OBJECTIVE:
Omit the pictures and output every entry below exactly as written.

(Records with interface code)
---+---

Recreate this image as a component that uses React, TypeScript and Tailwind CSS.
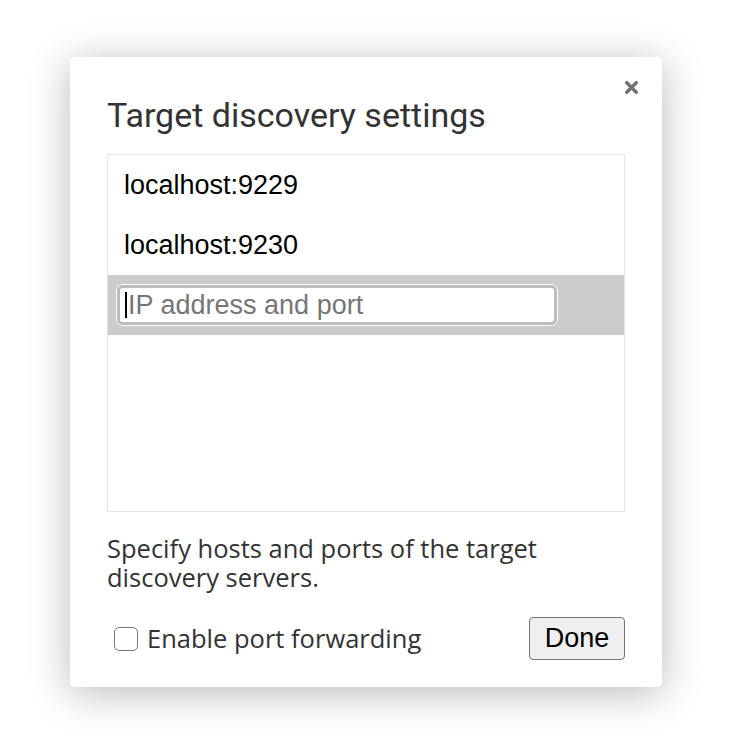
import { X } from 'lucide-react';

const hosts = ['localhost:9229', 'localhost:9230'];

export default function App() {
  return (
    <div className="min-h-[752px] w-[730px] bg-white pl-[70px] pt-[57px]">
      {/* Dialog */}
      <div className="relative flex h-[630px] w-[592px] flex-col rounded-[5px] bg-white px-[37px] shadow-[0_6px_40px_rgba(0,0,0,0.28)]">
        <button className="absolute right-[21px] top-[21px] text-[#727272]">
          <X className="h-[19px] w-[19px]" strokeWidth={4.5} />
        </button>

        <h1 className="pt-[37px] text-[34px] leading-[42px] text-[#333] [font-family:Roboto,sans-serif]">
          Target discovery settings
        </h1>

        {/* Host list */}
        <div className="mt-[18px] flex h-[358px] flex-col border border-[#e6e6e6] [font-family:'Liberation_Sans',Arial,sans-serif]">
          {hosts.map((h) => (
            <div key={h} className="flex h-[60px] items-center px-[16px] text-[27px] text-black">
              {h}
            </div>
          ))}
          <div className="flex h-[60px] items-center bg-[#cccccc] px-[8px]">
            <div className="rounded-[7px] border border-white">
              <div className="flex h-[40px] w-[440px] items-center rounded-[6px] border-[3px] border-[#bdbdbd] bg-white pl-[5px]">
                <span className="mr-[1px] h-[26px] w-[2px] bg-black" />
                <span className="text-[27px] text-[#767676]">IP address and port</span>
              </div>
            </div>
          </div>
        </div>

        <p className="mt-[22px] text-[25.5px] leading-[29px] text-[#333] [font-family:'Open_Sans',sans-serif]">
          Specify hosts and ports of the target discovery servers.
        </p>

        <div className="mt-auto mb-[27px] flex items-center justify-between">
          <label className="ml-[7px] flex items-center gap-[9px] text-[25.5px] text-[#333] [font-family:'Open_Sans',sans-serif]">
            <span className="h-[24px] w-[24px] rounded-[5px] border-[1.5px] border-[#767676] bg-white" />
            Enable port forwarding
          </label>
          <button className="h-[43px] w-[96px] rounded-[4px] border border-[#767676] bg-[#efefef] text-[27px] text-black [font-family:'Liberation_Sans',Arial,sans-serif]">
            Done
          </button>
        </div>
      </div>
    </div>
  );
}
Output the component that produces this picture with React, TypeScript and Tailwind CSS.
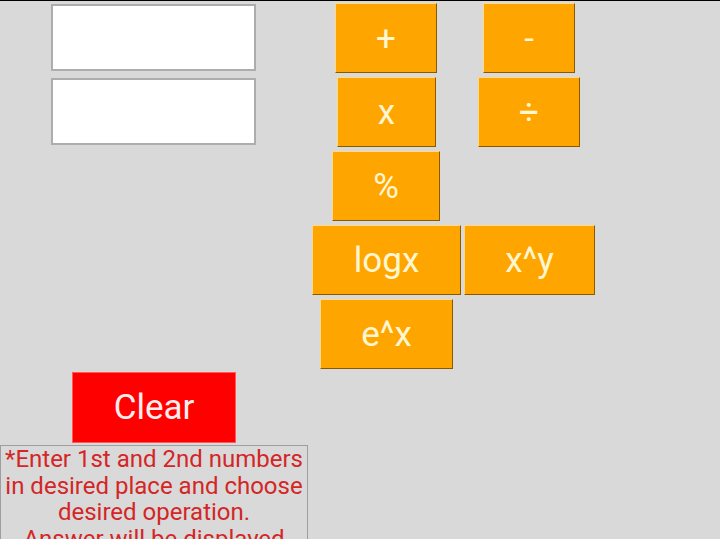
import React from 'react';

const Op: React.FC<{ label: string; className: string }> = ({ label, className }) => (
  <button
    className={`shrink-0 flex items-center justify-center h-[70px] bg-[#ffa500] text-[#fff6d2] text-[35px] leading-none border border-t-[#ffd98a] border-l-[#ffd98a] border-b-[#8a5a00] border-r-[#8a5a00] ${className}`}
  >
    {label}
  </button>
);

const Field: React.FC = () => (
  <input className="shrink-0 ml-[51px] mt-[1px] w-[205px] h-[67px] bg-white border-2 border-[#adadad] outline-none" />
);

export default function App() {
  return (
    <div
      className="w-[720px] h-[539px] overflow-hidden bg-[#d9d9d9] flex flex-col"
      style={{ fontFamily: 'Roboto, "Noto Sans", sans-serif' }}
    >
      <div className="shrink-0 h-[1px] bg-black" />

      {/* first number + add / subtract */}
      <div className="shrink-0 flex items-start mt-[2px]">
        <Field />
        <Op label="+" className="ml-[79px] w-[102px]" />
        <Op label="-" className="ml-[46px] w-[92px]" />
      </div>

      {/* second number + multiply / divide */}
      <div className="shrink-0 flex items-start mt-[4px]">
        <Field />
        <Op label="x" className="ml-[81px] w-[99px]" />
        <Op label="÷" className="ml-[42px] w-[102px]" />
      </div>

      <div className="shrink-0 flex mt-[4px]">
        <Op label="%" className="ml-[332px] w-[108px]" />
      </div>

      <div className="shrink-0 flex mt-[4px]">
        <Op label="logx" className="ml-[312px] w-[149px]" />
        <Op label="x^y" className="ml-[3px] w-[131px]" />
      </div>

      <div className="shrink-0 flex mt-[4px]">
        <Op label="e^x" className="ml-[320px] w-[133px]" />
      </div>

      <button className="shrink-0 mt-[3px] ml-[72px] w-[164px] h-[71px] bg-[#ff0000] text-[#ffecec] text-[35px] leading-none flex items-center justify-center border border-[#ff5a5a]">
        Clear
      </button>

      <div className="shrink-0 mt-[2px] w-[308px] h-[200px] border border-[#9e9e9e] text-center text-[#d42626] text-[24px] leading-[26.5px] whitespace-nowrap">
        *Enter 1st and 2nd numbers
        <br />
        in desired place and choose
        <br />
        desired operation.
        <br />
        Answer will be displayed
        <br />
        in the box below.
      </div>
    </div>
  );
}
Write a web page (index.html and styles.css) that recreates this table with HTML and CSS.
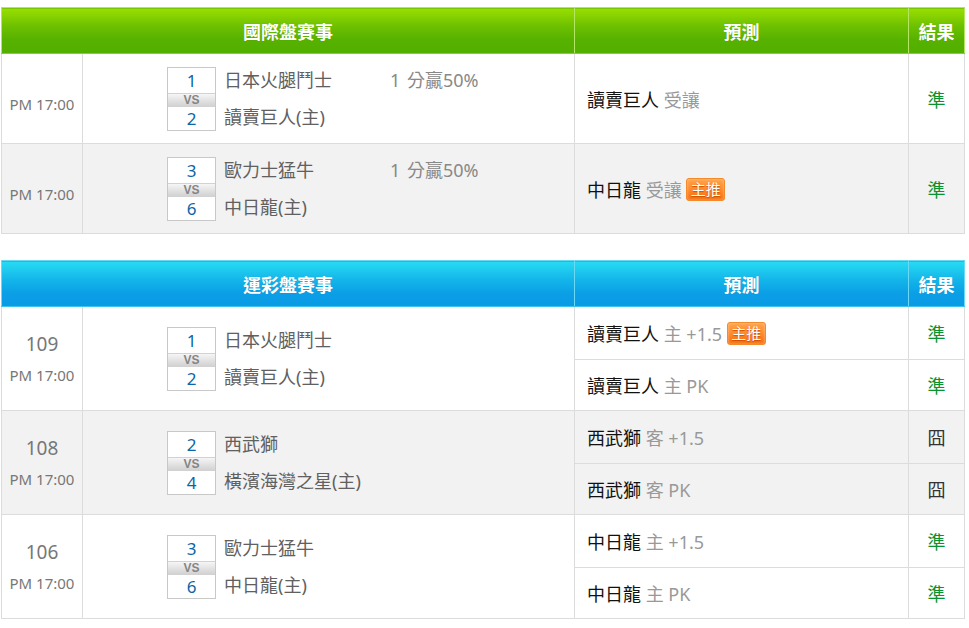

---+---

RESPONSE TO THIS TASK:
Recreate this image as a component that uses React, TypeScript and Tailwind CSS.
import { X } from 'lucide-react';

const hosts = ['localhost:9229', 'localhost:9230'];

export default function App() {
  return (
    <div className="min-h-[752px] w-[730px] bg-white pl-[70px] pt-[57px]">
      {/* Dialog */}
      <div className="relative flex h-[630px] w-[592px] flex-col rounded-[5px] bg-white px-[37px] shadow-[0_6px_40px_rgba(0,0,0,0.28)]">
        <button className="absolute right-[21px] top-[21px] text-[#727272]">
          <X className="h-[19px] w-[19px]" strokeWidth={4.5} />
        </button>

        <h1 className="pt-[37px] text-[34px] leading-[42px] text-[#333] [font-family:Roboto,sans-serif]">
          Target discovery settings
        </h1>

        {/* Host list */}
        <div className="mt-[18px] flex h-[358px] flex-col border border-[#e6e6e6] [font-family:'Liberation_Sans',Arial,sans-serif]">
          {hosts.map((h) => (
            <div key={h} className="flex h-[60px] items-center px-[16px] text-[27px] text-black">
              {h}
            </div>
          ))}
          <div className="flex h-[60px] items-center bg-[#cccccc] px-[8px]">
            <div className="rounded-[7px] border border-white">
              <div className="flex h-[40px] w-[440px] items-center rounded-[6px] border-[3px] border-[#bdbdbd] bg-white pl-[5px]">
                <span className="mr-[1px] h-[26px] w-[2px] bg-black" />
                <span className="text-[27px] text-[#767676]">IP address and port</span>
              </div>
            </div>
          </div>
        </div>

        <p className="mt-[22px] text-[25.5px] leading-[29px] text-[#333] [font-family:'Open_Sans',sans-serif]">
          Specify hosts and ports of the target discovery servers.
        </p>

        <div className="mt-auto mb-[27px] flex items-center justify-between">
          <label className="ml-[7px] flex items-center gap-[9px] text-[25.5px] text-[#333] [font-family:'Open_Sans',sans-serif]">
            <span className="h-[24px] w-[24px] rounded-[5px] border-[1.5px] border-[#767676] bg-white" />
            Enable port forwarding
          </label>
          <button className="h-[43px] w-[96px] rounded-[4px] border border-[#767676] bg-[#efefef] text-[27px] text-black [font-family:'Liberation_Sans',Arial,sans-serif]">
            Done
          </button>
        </div>
      </div>
    </div>
  );
}
Output the component that produces this picture with React, TypeScript and Tailwind CSS.
import React from 'react';

const Op: React.FC<{ label: string; className: string }> = ({ label, className }) => (
  <button
    className={`shrink-0 flex items-center justify-center h-[70px] bg-[#ffa500] text-[#fff6d2] text-[35px] leading-none border border-t-[#ffd98a] border-l-[#ffd98a] border-b-[#8a5a00] border-r-[#8a5a00] ${className}`}
  >
    {label}
  </button>
);

const Field: React.FC = () => (
  <input className="shrink-0 ml-[51px] mt-[1px] w-[205px] h-[67px] bg-white border-2 border-[#adadad] outline-none" />
);

export default function App() {
  return (
    <div
      className="w-[720px] h-[539px] overflow-hidden bg-[#d9d9d9] flex flex-col"
      style={{ fontFamily: 'Roboto, "Noto Sans", sans-serif' }}
    >
      <div className="shrink-0 h-[1px] bg-black" />

      {/* first number + add / subtract */}
      <div className="shrink-0 flex items-start mt-[2px]">
        <Field />
        <Op label="+" className="ml-[79px] w-[102px]" />
        <Op label="-" className="ml-[46px] w-[92px]" />
      </div>

      {/* second number + multiply / divide */}
      <div className="shrink-0 flex items-start mt-[4px]">
        <Field />
        <Op label="x" className="ml-[81px] w-[99px]" />
        <Op label="÷" className="ml-[42px] w-[102px]" />
      </div>

      <div className="shrink-0 flex mt-[4px]">
        <Op label="%" className="ml-[332px] w-[108px]" />
      </div>

      <div className="shrink-0 flex mt-[4px]">
        <Op label="logx" className="ml-[312px] w-[149px]" />
        <Op label="x^y" className="ml-[3px] w-[131px]" />
      </div>

      <div className="shrink-0 flex mt-[4px]">
        <Op label="e^x" className="ml-[320px] w-[133px]" />
      </div>

      <button className="shrink-0 mt-[3px] ml-[72px] w-[164px] h-[71px] bg-[#ff0000] text-[#ffecec] text-[35px] leading-none flex items-center justify-center border border-[#ff5a5a]">
        Clear
      </button>

      <div className="shrink-0 mt-[2px] w-[308px] h-[200px] border border-[#9e9e9e] text-center text-[#d42626] text-[24px] leading-[26.5px] whitespace-nowrap">
        *Enter 1st and 2nd numbers
        <br />
        in desired place and choose
        <br />
        desired operation.
        <br />
        Answer will be displayed
        <br />
        in the box below.
      </div>
    </div>
  );
}
Write a web page (index.html and styles.css) that recreates this table with HTML and CSS.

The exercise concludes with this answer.